Okulların bahçeleri araç parkı olacakmış; düşüncelerimi burada anlatmam olanaksız… Bakan “asla” dese de herkes bilir ki ilk fırsatta “okula yardım” yine devreye girecektir. Hatta okulların temizliğini de kendileri yapacak diye duydum, hadi veliler, temizlik başına… Devletin parası bitmiş demek ki… Temel görevi olan eğitime bile üç kuruş para ayıramıyor; yazık…
İlkokuldaki çocuklarımız gerçek anlamda tam da çocuk! 6-12 yaş arasındalar. Bunların tek başına okula gidebilmesinden tutun da öğlende yemesi gereken yemeğine kadar özen gösterilmesi gerekir. Yani her çocuğa ya okulda öğlende sıcak bir yemek verilir, ya da çocuğa bir “beslenme çantası” velisi tarafından hazırlanır. Hah; işte tam da zurnanın zırt dediği yere geldik! Şu koca ülkemizde kimlere, nelere o kadar çok paralar harcanıyor ki, bizim vergilerimiz tüm halkın refahı için değil de “bazıların” keyfine göre mi harcanıyor diye düşünmemek zor. Şu TV ve sosyal medyanın da gözü kör olsun! Tomar tomar paraları oralarına buralarına sokup makinelerle sağa sola savuranlar, kahvesine altın katıp içenler, çocuğuna süper lüks araç alanlar, lokanta kapatanlar, say da say; bu kadar zengin ve görgüsüz insanların yaşamlarını izlemek zorunda kalan çocuklarımız da bunlara özeniyordur!

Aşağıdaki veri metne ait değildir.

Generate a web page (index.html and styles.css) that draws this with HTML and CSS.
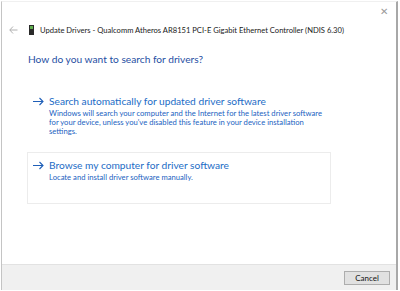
FILE: index.html
```html
<!DOCTYPE html>
<html lang="en">
<head>
    <meta charset="UTF-8">
    <title>Update Drivers</title>
    <link rel="stylesheet" href="styles.css">
</head>
<body>
    <div class="dialog">
        <div class="titlebar">
            <span class="close">&#x2715;</span>
        </div>
        <div class="header">
            <svg class="back" width="9" height="8" viewBox="0 0 9 8">
                <path d="M4 0.5 L0.8 4 L4 7.5 M0.8 4 H8.5" fill="none" stroke="#b0b0b0" stroke-width="1"/>
            </svg>
            <svg class="device" width="5" height="10" viewBox="0 0 5 10">
                <rect x="0" y="0" width="5" height="10" fill="#2a2a2a"/>
                <rect x="1" y="1" width="3" height="3" fill="#5fae4e"/>
            </svg>
            <span class="caption">Update Drivers - Qualcomm Atheros AR8151 PCI-E Gigabit Ethernet Controller (NDIS 6.30)</span>
        </div>
        <div class="content">
            <h1 class="question">How do you want to search for drivers?</h1>
            <div class="option">
                <svg class="arrow" width="11" height="9" viewBox="0 0 11 9">
                    <path d="M0 4.5 H10 M6.5 1 L10 4.5 L6.5 8" fill="none" stroke="#1f5fb8" stroke-width="1.1"/>
                </svg>
                <div class="option-text">
                    <div class="option-title">Search automatically for updated driver software</div>
                    <div class="option-desc">Windows will search your computer and the Internet for the latest driver software for your device, unless you've disabled this feature in your device installation settings.</div>
                </div>
            </div>
            <div class="option selected">
                <svg class="arrow" width="11" height="9" viewBox="0 0 11 9">
                    <path d="M0 4.5 H10 M6.5 1 L10 4.5 L6.5 8" fill="none" stroke="#1f5fb8" stroke-width="1.1"/>
                </svg>
                <div class="option-text">
                    <div class="option-title">Browse my computer for driver software</div>
                    <div class="option-desc">Locate and install driver software manually.</div>
                </div>
            </div>
        </div>
        <div class="footer">
            <button class="cancel">Cancel</button>
        </div>
    </div>
</body>
</html>
```

FILE: styles.css
```css
body {
    margin: 0;
    background: #fff;
    font-family: Lato, "Open Sans", sans-serif;
}

.dialog {
    width: 394px;
    height: 288px;
    margin: 1px 0 0 1px;
    border-left: 1px solid #c4c4c4;
    border-right: 2px solid #a8a8a8;
    border-top: 1px solid #f0f0f0;
    display: flex;
    flex-direction: column;
    background: #fff;
}

.titlebar {
    height: 18px;
    display: flex;
    justify-content: flex-end;
    align-items: center;
}

.close {
    font-size: 10px;
    color: #9a9a9a;
    margin-right: 8px;
    line-height: 1;
}

.header {
    display: flex;
    align-items: center;
    height: 20px;
    padding-left: 7px;
}

.back {
    margin-right: 11px;
}

.device {
    margin-right: 6px;
}

.caption {
    font-size: 7.6px;
    color: #1a1a1a;
    white-space: nowrap;
}

.content {
    flex: 1;
    padding: 13px 0 0 25px;
}

.question {
    margin: 0 0 24px 1px;
    font-size: 10.2px;
    font-weight: normal;
    color: #1f4fa3;
}

.option {
    display: flex;
    width: 297px;
    padding: 5px 0 8px 5px;
    border: 1px solid transparent;
    margin-bottom: 7px;
}

.option.selected {
    border-color: #ececec;
    height: 36px;
    padding-top: 6px;
}

.arrow {
    margin-top: 2px;
    margin-right: 5px;
    flex: none;
}

.option-title {
    font-size: 10.2px;
    color: #1c6cc6;
    line-height: 12px;
}

.option-desc {
    font-size: 7.65px;
    color: #1a5fbf;
    line-height: 9px;
    margin-top: 2px;
    width: 276px;
}

.footer {
    height: 25px;
    background: #f0f0f0;
    border-top: 1px solid #e2e2e2;
    display: flex;
    justify-content: flex-end;
    align-items: center;
    padding-right: 6px;
}

.cancel {
    width: 46px;
    height: 14px;
    padding: 0;
    font-family: Lato, "Open Sans", sans-serif;
    font-size: 8px;
    color: #111;
    background: #e1e1e1;
    border: 1px solid #adadad;
    border-radius: 0;
}
```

İşte böyle har vurup harman savuranlarla “itibarından zerre tasarruf etmeyenler” sayesinde ülkenin neredeyse üçte ikisi asgari ücret ve ondan da az emekli maaşıyla yaşama savaşı veriyor! Bunlar gençliğinde “en az beş çocuk” sloganına inanıp üç beş çocuk yaptılarsa şimdi kara kara düşünmektedirler. Hangisini okutacak garibim? Güç mü yeter bu masrafa, yetmiyor işte; yazı tura ile mi dört çocuktan birini seçip okuturlar, bilinmez.

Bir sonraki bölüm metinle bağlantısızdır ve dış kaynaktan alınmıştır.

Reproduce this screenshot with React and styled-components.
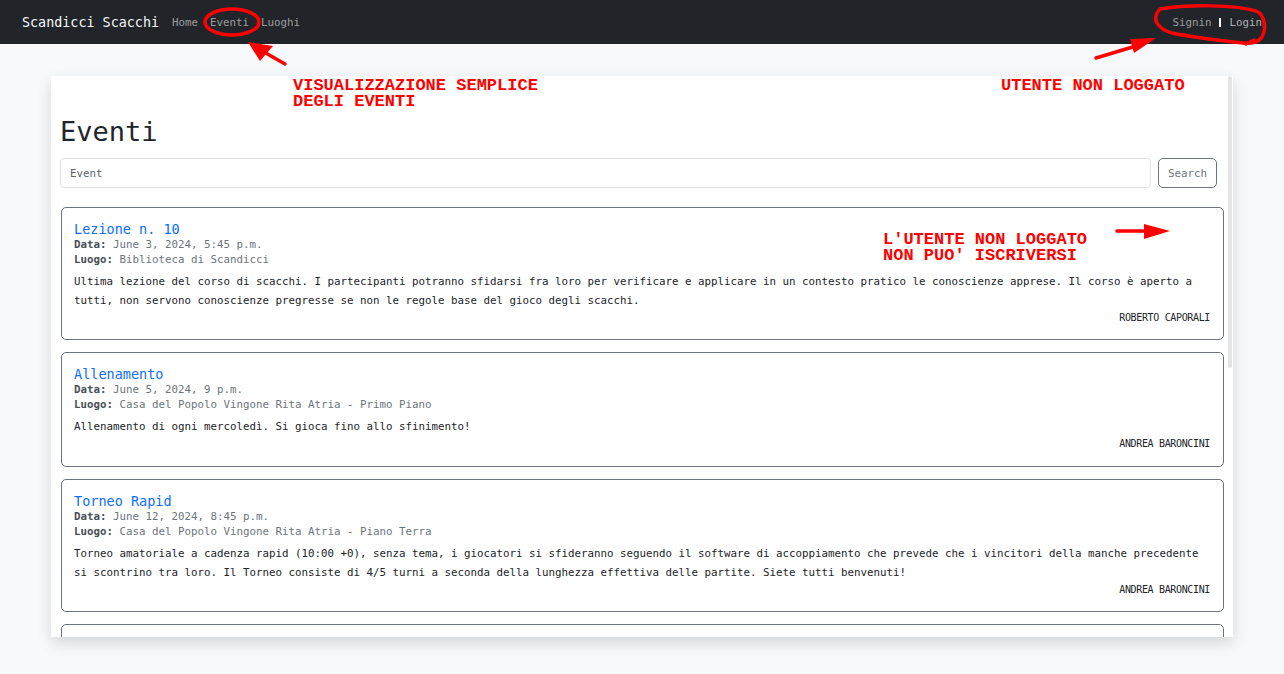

Ve sonuç; ey devletin başındakiler, tırnak kadar tasarruf yapın da çocuklarımıza hiç değilse öğlenleri bir sıcak yemek verin! Bu çocukların büyük kesiminin aileleri o beslenme çantası denen şeylere bir dilim ekmekle bir domatesi bile çok zor koyabilecek durumdadırlar. Sosyal devlet isek bunu bari yapın!